Oh OP, I'm sorry! When I posted yesterday I had hoped it would just turn out to be completely nothing.
He really doesn't "get" what he's done does he? Whether he's had sex with either of these women isn't the only relevance is it? He's cheated on you whether he sees it that way or not.
Having been through this (an emotional affair/sexting), I would recommend that you tell him to leave - at least for a while. You need space to think things through & you can't do that with him there making pathetic excuses and trying to minimise his behaviour.

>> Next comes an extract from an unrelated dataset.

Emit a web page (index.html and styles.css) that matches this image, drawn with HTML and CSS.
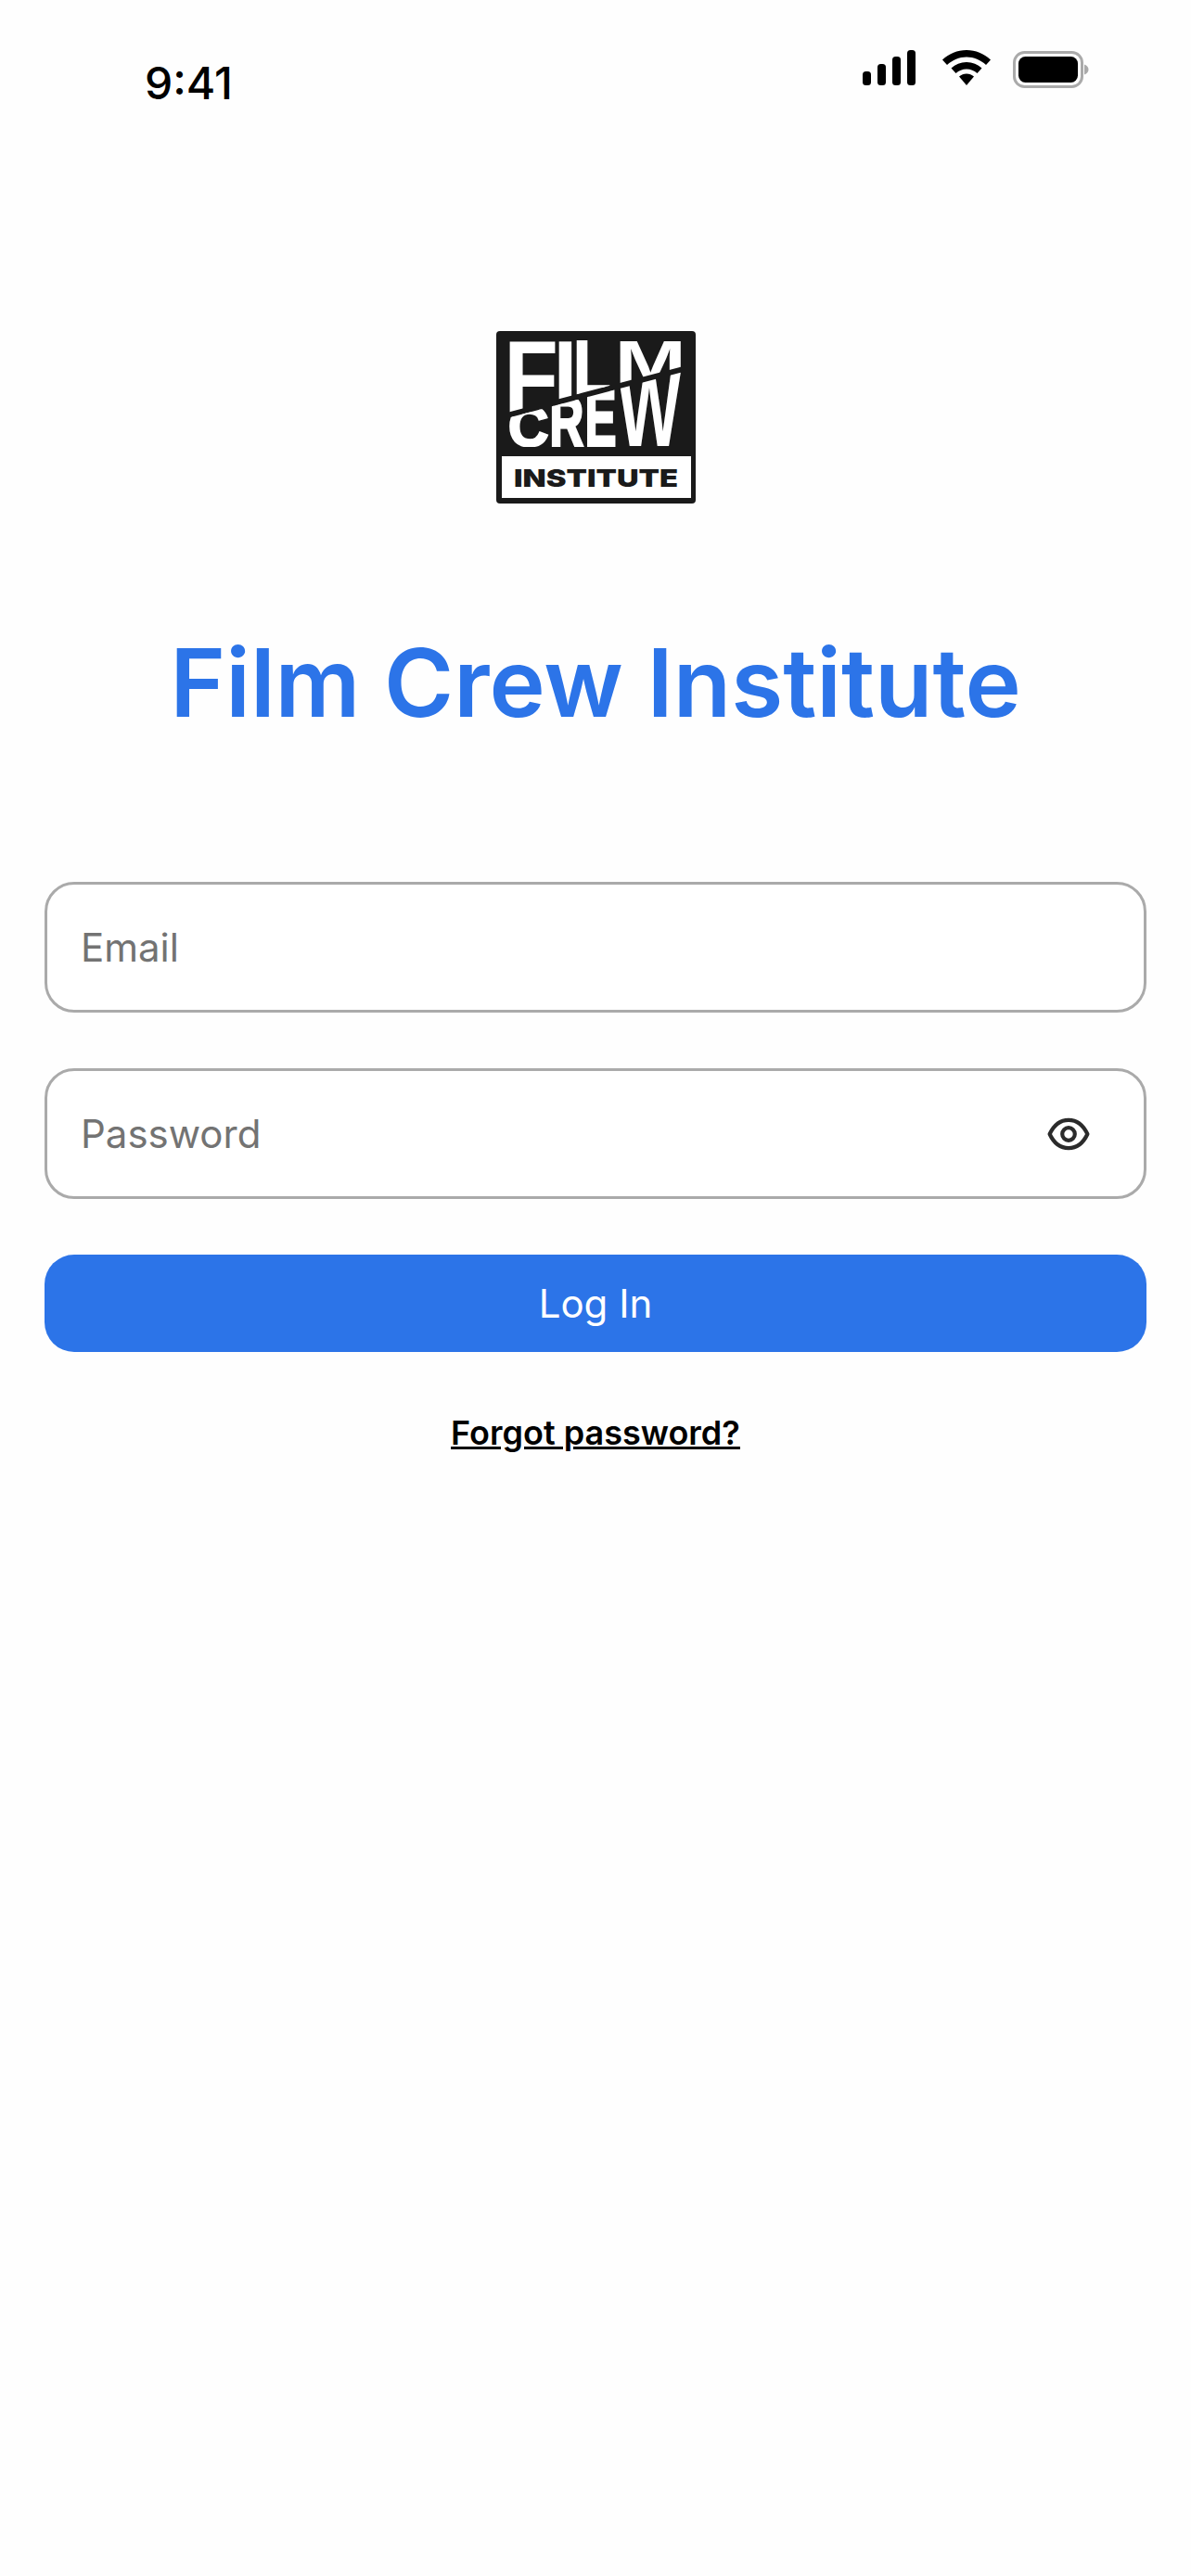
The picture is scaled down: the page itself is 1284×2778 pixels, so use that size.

The stages H went through after being "discovered" were;
Saying sorry, promising never to do anything like this again. But without any actual appreciation of what he'd actually done. Just hoping to smooth things over
.
Blame. Blaming me, my illness, his upbringing (very spoilt child), my upbringing (emotionally cold), our DCs (stressful), OW (needy), OW's DH (serious health issues). Basically blaming anyone or anything but his own actions.
Sadness. "I can't live without you." "I've fucked my life up." "Please forgive me."
Genuine remorse (although this doesn't always happen). He can't have genuine remorse until he fully appreciates and understands how wrong what he did was. We only got to this stage with counselling through Relate. Having that third party helping to talk the situation through brought the actual reality home somehow.
There are a few things to remember though - even if H does show genuine remorse and changes his behaviour (permanently) you don't have to stay with him if you feel you don't want to. We have been together for 21 years, married 18. I discovered H's affair 12 months ago now, he moved out at my insistence and we have been working on things ever since. Even with 21 years under our belts and H having changed his behaviour & attitude to lots of things quite dramatically, it is still not certain whether our marriage will survive. I still love him but TBH, the damage he has done to my trust of and respect for him may be irreparable.
Best of luck OP. Start with one thing at a time, for me, that one thing needs to be space.